Thanks Andy for putting up "Giving Tree" a cover of one of my favourite Bobby Bare songs written by Shel Silvestern. I am so thrilled to learn that you have been a fan of Shel Silvestern also. He is such a talented man!
Lee Yan San

Andy Young* said...

Thanks Yan San for allowing me to showcase your talent.

As I mentioned in my email to you we should all meet one day in either Singapore or Penang for a big get together.

Dr Lee Yan San said...

Thanks so much Andy. In fact I have been introducing your site to quite a number of my friends since I first came across it..

It is indeed one of the best music sites I have come across.

Uncle Dicko said...

Hi Andy and fellow seniors,

First we must thank Andy for having the inspiration and courage to suggest this.
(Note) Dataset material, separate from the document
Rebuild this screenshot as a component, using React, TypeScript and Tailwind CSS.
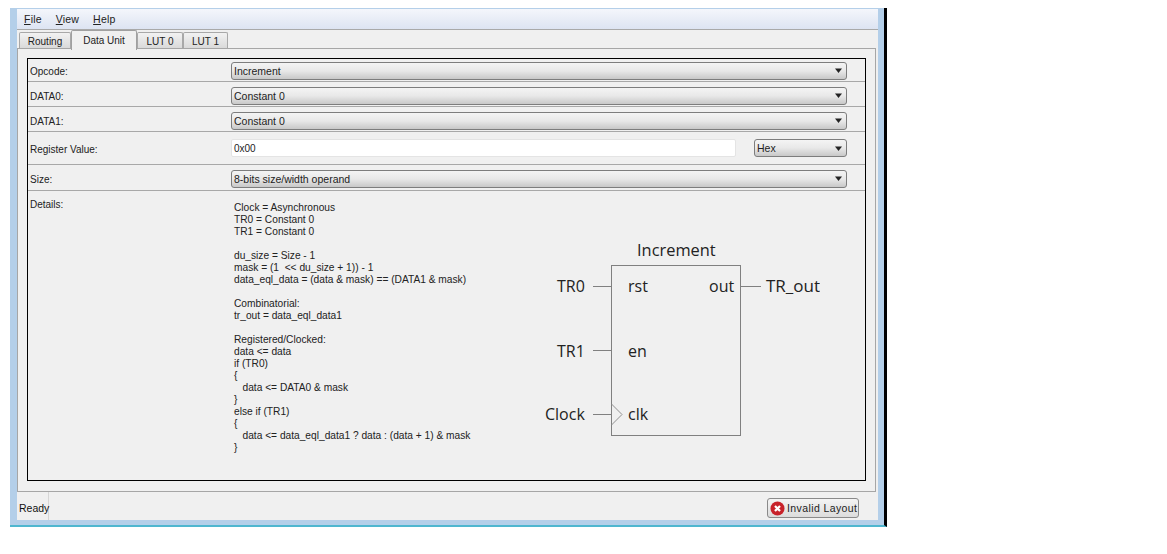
const labelFont = "font-['Liberation_Sans',sans-serif] text-[10px] text-[#222]"

function Arrow() {
  return (
    <svg width="7" height="5" viewBox="0 0 7 5" className="shrink-0">
      <path d="M0 0.5 H7 L3.5 5 Z" fill="#222" />
    </svg>
  )
}

function Combo({ value, className }: { value: string; className: string }) {
  return (
    <div
      className={`flex h-[18px] items-center justify-between rounded-[3px] border border-[#7d7d7d] bg-gradient-to-b from-[#f4f4f4] via-[#e8e8e8] to-[#c8c8c8] pl-[2px] pr-[4px] ${className}`}
    >
      <span className="pt-[1px] text-[10.5px] leading-none text-[#222]">{value}</span>
      <Arrow />
    </div>
  )
}

function Row({ label, height, children }: { label: string; height: string; children: React.ReactNode }) {
  return (
    <div className={`flex items-center border-b border-[#a8a8a8] ${height}`}>
      <div className="w-[203px] shrink-0 pl-[2px] pt-[2px]">{label}</div>
      {children}
    </div>
  )
}

function Tab({ label, active, className }: { label: string; active?: boolean; className: string }) {
  if (active) {
    return (
      <div className={`z-10 flex h-[20px] items-center justify-center rounded-t-[2px] border border-b-0 border-[#a0a0a0] bg-[#f0f0f0] ${className}`}>
        {label}
      </div>
    )
  }
  return (
    <div className={`mt-[2px] flex h-[17px] items-center justify-center rounded-t-[2px] border border-b-0 border-[#a8a8a8] bg-gradient-to-b from-[#f2f2f2] to-[#d8d8d8] pt-[1px] ${className}`}>
      {label}
    </div>
  )
}

const details = [
  "Clock = Asynchronous",
  "TR0 = Constant 0",
  "TR1 = Constant 0",
  "",
  "du_size = Size - 1",
  "mask = (1  << du_size + 1)) - 1",
  "data_eql_data = (data & mask) == (DATA1 & mask)",
  "",
  "Combinatorial:",
  "tr_out = data_eql_data1",
  "",
  "Registered/Clocked:",
  "data <= data",
  "if (TR0)",
  "{",
  "   data <= DATA0 & mask",
  "}",
  "else if (TR1)",
  "{",
  "   data <= data_eql_data1 ? data : (data + 1) & mask",
  "}",
]

function Diagram() {
  const text = { fontFamily: "'Open Sans', sans-serif", fontSize: 16, fill: "#222" }
  return (
    <svg width="290" height="215" viewBox="0 0 290 215" className="shrink-0">
      <text x="107" y="24" {...text} fontSize={16.4}>Increment</text>
      <rect x="81.5" y="33.5" width="129" height="170" fill="none" stroke="#808080" />
      <text x="27" y="60" {...text}>TR0</text>
      <text x="27" y="125" {...text}>TR1</text>
      <text x="15" y="188" {...text}>Clock</text>
      <text x="98" y="60" {...text}>rst</text>
      <text x="98" y="125" {...text}>en</text>
      <text x="98" y="188" {...text}>clk</text>
      <text x="179" y="60" {...text}>out</text>
      <text x="236" y="60" {...text} fontSize={17}>TR_out</text>
      <path d="M63 54.5H81M63 118.5H81M63 182.5H81M211 54.5H231" stroke="#808080" fill="none" />
      <path d="M81.5 172L92 182.5L81.5 193" stroke="#909090" fill="none" />
    </svg>
  )
}

function ErrorIcon() {
  return (
    <svg width="15" height="15" viewBox="0 0 16 16" className="shrink-0">
      <circle cx="8" cy="8" r="7.5" fill="#c8222a" />
      <path d="M5.3 5.3L10.7 10.7M10.7 5.3L5.3 10.7" stroke="#fff" strokeWidth="2.4" />
    </svg>
  )
}

export default function App() {
  return (
    <div className="h-[554px] w-[1167px] bg-white pl-[10px] pt-[8px]">
      <div className={`flex h-[519px] w-[877px] flex-col border-r-[3px] border-b-[2px] border-r-black border-b-[#4fb6cf] bg-[#b4cfe9] pl-[7px] pr-[6px] pb-[5px] pt-[1px] ${labelFont}`}>
        {/* Menu */}
        <div className="flex h-[21px] shrink-0 items-center gap-[14px] border-b border-[#a9a9a9] bg-gradient-to-b from-[#f4f6fb] to-[#dde4f2] pl-[7px] pt-[1px] text-[10.5px] tracking-[0.2px]">
          <span><span className="underline">F</span>ile</span>
          <span><span className="underline">V</span>iew</span>
          <span><span className="underline">H</span>elp</span>
        </div>

        <div className="flex min-h-0 flex-1 flex-col bg-[#f0f0f0]">
          {/* Tabs */}
          <div className="-mb-px flex h-[19px] shrink-0 pl-[2px]">
            <Tab label="Routing" className="w-[52px]" />
            <Tab active label="Data Unit" className="w-[66px]" />
            <Tab label="LUT 0" className="w-[46px]" />
            <Tab label="LUT 1" className="w-[45px]" />
          </div>

          {/* Pane */}
          <div className="mr-[2px] h-[444px] shrink-0 border border-[#a6a6a6] p-[9px]">
            <div className="h-[423px] border border-black">
              <Row label="Opcode:" height="h-[23px] pt-[1px]">
                <Combo value="Increment" className="w-[616px]" />
              </Row>
              <Row label="DATA0:" height="h-[25px] pt-[3px]">
                <Combo value="Constant 0" className="w-[616px]" />
              </Row>
              <Row label="DATA1:" height="h-[25px] pt-[3px]">
                <Combo value="Constant 0" className="w-[616px]" />
              </Row>
              <Row label="Register Value:" height="h-[33px]">
                <div className="flex h-[18px] w-[505px] items-center rounded-[2px] border border-[#e4e4e4] bg-white pl-[2px] pt-[1px]">0x00</div>
                <Combo value="Hex" className="ml-[18px] w-[93px]" />
              </Row>
              <Row label="Size:" height="h-[26px] pt-[2px]">
                <Combo value="8-bits size/width operand" className="w-[616px]" />
              </Row>
              <div className="flex pt-[6px]">
                <div className="w-[206px] shrink-0 pl-[2px]">Details:</div>
                <div className="w-[296px] shrink-0 whitespace-pre pt-[5px] text-[10.2px] leading-[12px]">
                  {details.map((line, i) => (
                    <div key={i} className="h-[12px]">{line}</div>
                  ))}
                </div>
                <div className="pt-[35px]">
                  <Diagram />
                </div>
              </div>
            </div>
          </div>

          {/* Status */}
          <div className="flex min-h-0 flex-1 items-center justify-between pr-[19px]">
            <div className="flex h-full w-[32px] items-center border-r border-[#d6d6d6] pl-[2px] pt-[5px] text-[10.5px] text-[#111]">Ready</div>
            <div className="mt-[4px] flex h-[20px] w-[92px] items-center gap-[2px] rounded-[3px] border border-[#8a8a8a] bg-gradient-to-b from-[#f4f4f4] to-[#dcdcdc] pl-[2px] pt-[1px]">
              <ErrorIcon />
              <span className="whitespace-nowrap text-[10.5px] tracking-[0.4px]">Invalid Layout</span>
            </div>
          </div>
        </div>
      </div>
    </div>
  )
}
What do I think ? It's obviously a great idea to meet up with other good seniors especially from across the causeway for
"camaraderie' and to forge new friendships....you'll never know what this can lead to !

Penang is always an attractive place for many of us. I have lots of fond memories of this jewel which I first visited in mid 60's.

Shel Silverstein Biography said...

Shel Silverstein began writing when he was twelve years old. He would have preferred to be playing ball with children his age, but he had no athletic ability. Also, girls showed no interest in him, so he began to write.

He was not familiar with the style of any famous poets. Since he had no one whom he could mimic, he began developing his own technique.

In the 1950's, Silverstein enlisted in the armed forces and served in the Korean War.

During his time in the military, Shel Silverstein worked as a cartoonist. After completing his military duty, he was hired as a staff cartoonist for "Playboy" in 1956.

Silverstein contributed several poems. In 1963, he was convinced to write for children. One of Silverstein's most popular books, "The Giving Tree," was published in 1964.

Ironically, just a few years prior, editor William Cole rejected this book, claiming that it would never sell because it fell between the interests of children and adults.

In 1974, Shel Silverstein wrote "Where the Sidewalk Ends," which won the New York Times Outstanding Book Award, 1974, and went on to win the Michigan Young Readers' Award, 1981, and the George G. Stone Award, 1984.

He was drawn folk music in 1960 and later became a respected composer. He wrote the lyrics for and composed "A Boy Named Sue" in 1969, which became a number one hit for Johnny Cash.

He appeared in and composed music for the film "Who Is Harry Kellerman and Why Is He Saying Such Terrible Things About Me?," which opened in 1971.

For a full reading click the connection to his Biography.

Andy Young* said...

I have made the suggestion for the Penang trip. It leaves for everyone else to nibble at the idea or just leave it in the fridge for another day.

Shel Silverstein's biography is a good read. I have included him in my blog because I have always been a fan of his and the fact that he wrote some pop music.

I also jumped at the opportunity when Yan San produced the You Tube rendition of Silverstein's 'The Giving Tree.'

Mine is a personal and fun blog but it is no mix-bag without a theme.

The theme is always 60s pop music from Singapore and how imports influence this genre.